Mali All Stars:
Although Mali All Stars is a two CD, one DVD (in French) package, you would most likely need four times the content to fully appreciate the diversity and range of music coming out of the Western African country.
However, if the object of Mali All Stars is to whet the appetite, it more than succeeds, specifically with the first CD, tracks ranging in quality from the good to the sublime, from a fraternity of the known (Ali Farka Toure) and – to me at least – the less known, (Bako Dagnon and Nampe Sadio).
At the core of the recording is Studio Bogolan, the Abbey Road of Bamako, where some of the most distinctive contemporary Malian music has been recorded in the past 15 years, specifically since it was sponsored by the late Ali Farka Toure.

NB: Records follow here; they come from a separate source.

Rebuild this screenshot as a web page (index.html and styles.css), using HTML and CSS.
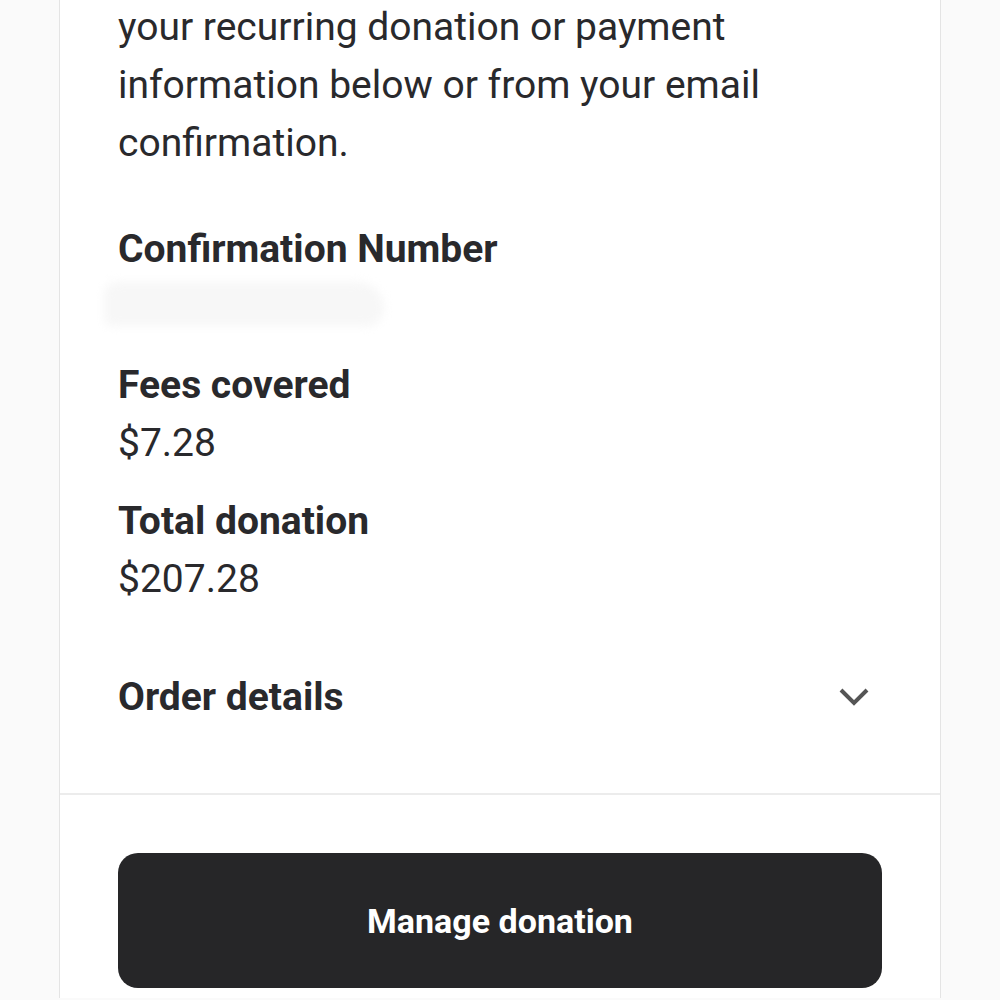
FILE: index.html
```html
<!DOCTYPE html>
<html>
<head>
<meta charset="utf-8">
<link rel="stylesheet" href="styles.css">
</head>
<body>
<div class="page">
  <div class="card">
    <div class="content">
      <p class="intro">your recurring donation or payment information below or from your email confirmation.</p>
      <div class="field">
        <div class="label">Confirmation Number</div>
        <div class="value redacted"><span class="smudge"></span></div>
      </div>
      <div class="field">
        <div class="label">Fees covered</div>
        <div class="value">$7.28</div>
      </div>
      <div class="field">
        <div class="label">Total donation</div>
        <div class="value">$207.28</div>
      </div>
      <div class="order">
        <div class="label">Order details</div>
        <svg class="chev" width="32" height="20" viewBox="0 0 32 20"><path d="M3 3 L16 16 L29 3" fill="none" stroke="#555" stroke-width="4"/></svg>
      </div>
    </div>
    <div class="footer">
      <button class="btn">Manage donation</button>
    </div>
  </div>
</div>
</body>
</html>
```
FILE: styles.css
```css
html, body {
  margin: 0;
  padding: 0;
  background: #fafafa;
  font-family: Roboto, "Noto Sans", sans-serif;
  color: #29292c;
}
.page {
  padding: 0 59px;
}
.card {
  background: #fff;
  border-left: 1px solid #e4e4e4;
  border-right: 1px solid #e4e4e4;
  min-height: 1000px;
}
.content {
  padding: 0 58px;
  border-bottom: 2px solid #ececec;
}
.intro {
  margin: -2px 0 48px;
  font-size: 39px;
  line-height: 58px;
}
.field {
  margin-bottom: 20px;
}
.label {
  font-size: 39px;
  font-weight: 700;
  line-height: 58px;
}
.value {
  font-size: 39px;
  line-height: 58px;
}
.redacted {
  height: 58px;
  position: relative;
}
.smudge {
  position: absolute;
  left: -14px;
  top: 4px;
  width: 280px;
  height: 44px;
  background: #f7f7f7;
  border-radius: 30px 60px 40px 20px;
  filter: blur(5px);
}
.order {
  margin-top: 60px;
  display: flex;
  align-items: center;
  justify-content: space-between;
  padding-bottom: 67px;
}
.chev {
  margin-right: 12px;
}
.footer {
  padding: 58px 58px 0;
}
.btn {
  width: 100%;
  height: 135px;
  border: none;
  border-radius: 20px;
  background: #262628;
  color: #fff;
  font-family: Roboto, "Noto Sans", sans-serif;
  font-size: 34px;
  font-weight: 700;
}
```
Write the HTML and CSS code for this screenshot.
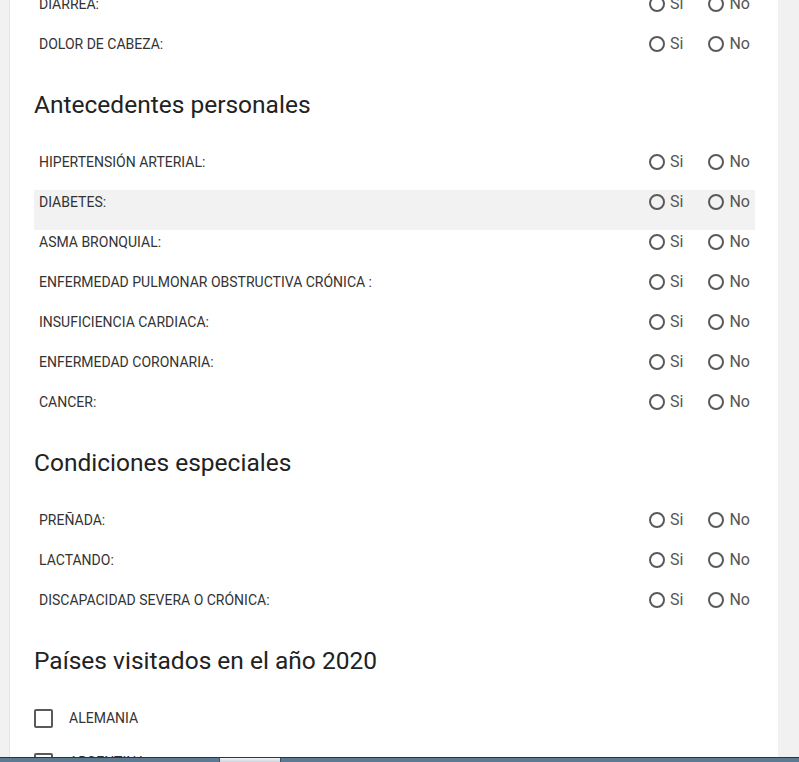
FILE: index.html
```html
<!DOCTYPE html>
<html lang="es">
<head>
<meta charset="utf-8">
<link rel="stylesheet" href="styles.css">
</head>
<body>
<div class="page">
  <main class="card">
    <div class="row first">
      <span class="label">DIARREA:</span>
      <div class="radios"><span class="opt"><span class="circle"></span>Si</span><span class="opt"><span class="circle"></span>No</span></div>
    </div>
    <div class="row">
      <span class="label">DOLOR DE CABEZA:</span>
      <div class="radios"><span class="opt"><span class="circle"></span>Si</span><span class="opt"><span class="circle"></span>No</span></div>
    </div>

    <h2 class="section">Antecedentes personales</h2>
    <div class="row">
      <span class="label">HIPERTENSIÓN ARTERIAL:</span>
      <div class="radios"><span class="opt"><span class="circle"></span>Si</span><span class="opt"><span class="circle"></span>No</span></div>
    </div>
    <div class="row hover">
      <span class="label">DIABETES:</span>
      <div class="radios"><span class="opt"><span class="circle"></span>Si</span><span class="opt"><span class="circle"></span>No</span></div>
    </div>
    <div class="row">
      <span class="label">ASMA BRONQUIAL:</span>
      <div class="radios"><span class="opt"><span class="circle"></span>Si</span><span class="opt"><span class="circle"></span>No</span></div>
    </div>
    <div class="row">
      <span class="label">ENFERMEDAD PULMONAR OBSTRUCTIVA CRÓNICA :</span>
      <div class="radios"><span class="opt"><span class="circle"></span>Si</span><span class="opt"><span class="circle"></span>No</span></div>
    </div>
    <div class="row">
      <span class="label">INSUFICIENCIA CARDIACA:</span>
      <div class="radios"><span class="opt"><span class="circle"></span>Si</span><span class="opt"><span class="circle"></span>No</span></div>
    </div>
    <div class="row">
      <span class="label">ENFERMEDAD CORONARIA:</span>
      <div class="radios"><span class="opt"><span class="circle"></span>Si</span><span class="opt"><span class="circle"></span>No</span></div>
    </div>
    <div class="row">
      <span class="label">CANCER:</span>
      <div class="radios"><span class="opt"><span class="circle"></span>Si</span><span class="opt"><span class="circle"></span>No</span></div>
    </div>

    <h2 class="section">Condiciones especiales</h2>
    <div class="row">
      <span class="label">PREÑADA:</span>
      <div class="radios"><span class="opt"><span class="circle"></span>Si</span><span class="opt"><span class="circle"></span>No</span></div>
    </div>
    <div class="row">
      <span class="label">LACTANDO:</span>
      <div class="radios"><span class="opt"><span class="circle"></span>Si</span><span class="opt"><span class="circle"></span>No</span></div>
    </div>
    <div class="row">
      <span class="label">DISCAPACIDAD SEVERA O CRÓNICA:</span>
      <div class="radios"><span class="opt"><span class="circle"></span>Si</span><span class="opt"><span class="circle"></span>No</span></div>
    </div>

    <h2 class="section">Países visitados en el año 2020</h2>
    <div class="check-row"><span class="box"></span><span class="check-label">ALEMANIA</span></div>
    <div class="check-row"><span class="box"></span><span class="check-label">ARGENTINA</span></div>
  </main>
</div>
<div class="taskbar"><span class="task"></span></div>
</body>
</html>
```

FILE: styles.css
```css
html, body {
  margin: 0;
  padding: 0;
  height: 100%;
  overflow: hidden;
}
body {
  background: #f1f1f1;
  font-family: Roboto, "Liberation Sans", Arial, sans-serif;
  color: #333;
}
.page {
  display: flex;
  padding-left: 10px;
  height: 100%;
}
.card {
  width: 721px;
  background: #fff;
  padding: 0 23px 0 24px;
  box-shadow: -1px 0 0 #e4e4e4;
  min-height: 100%;
}
.row {
  display: flex;
  justify-content: space-between;
  align-items: flex-start;
  height: 40px;
  box-sizing: border-box;
  padding: 2px 5px 0 5px;
  font-size: 14px;
  line-height: 20px;
}
.row.first {
  margin-top: -8px;
}
.row.hover {
  background: #f2f2f2;
}
.label {
  color: #333;
}
.radios {
  display: flex;
  gap: 25px;
}
.opt {
  display: flex;
  align-items: center;
  gap: 5px;
  color: #555;
  font-size: 16px;
}
.circle {
  width: 16px;
  height: 16px;
  box-sizing: border-box;
  border: 2px solid #5a5a5a;
  border-radius: 50%;
}
.section {
  margin: 19px 0 31px;
  font-size: 24.5px;
  line-height: 28px;
  font-weight: 400;
  color: #222;
}
.check-row {
  display: flex;
  align-items: center;
  height: 44px;
  gap: 16px;
}
.section + .check-row {
  margin-top: -10px;
}
.box {
  width: 19px;
  height: 19px;
  box-sizing: border-box;
  border: 2px solid #5a5a5a;
  border-radius: 2px;
}
.check-label {
  font-size: 14px;
  color: #333;
}
.taskbar {
  position: fixed;
  left: 0;
  right: 0;
  bottom: 0;
  height: 4px;
  background: #5b7a93;
  border-top: 1px solid #22384a;
}
.task {
  position: absolute;
  left: 219px;
  top: 0;
  width: 60px;
  height: 4px;
  background: linear-gradient(#f4f6f8, #c9d3dc);
  border-left: 1px solid #3d5569;
  border-right: 1px solid #3d5569;
}
```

The cultural renaissance in Bamako, known in Africa as the capital of sound and vision, the thinking connoisseur ‘s Motown, without the gloss, has made it a Mecca for musicians throughout the world. The good, Damon Albarn, Robert Plant and Keziah Jones, and the debatable, Bjork, who, despite the input of the twenty plus strings of Toumani Diabate’s kora , still sounds like Bjork.
Because contemporary Malian music in its natural state is so addictive, I found the second CD, Mali Around the World, too variegated for my taste. It was easy listening without bite, like listening to the Chieftains and the Rolling Stones murdering The Rocky Road to Dublin: Malian music is so densely rich and unique that it doesn’t require any embellishment from outside .
A minor quibble, however. The 14 artists on the CD who sieve Malian tradition, and reinvent the music within a traditional frame, so that regional styles and the virtues of indigenous acoustic instruments ( Bassekou Kouyate and the ngoni, Toumani Diabate’s kora) coalesce with jazz and blues roots, produce a bountiful spate of sound throughout Mali All Stars.
There is an addictive gene within Malian music at play in Mali All Stars – a fusion of many styles and traditions – which begets an instantly likeable rhythm from the off with Oumou Sangare’s Seya, and courses throughout, from the past (the griot tradition of Bako Dagon) to the future, Vieux Farka Toure’s Sarama. If I could bring just one to a desert island, Toumani Diabate’s Kaira would be a no contest.
They often elude mention in reviews, but the liner notes are extensive and informative, which makes Mali All Stars the go to introduction to contemporary Malian music.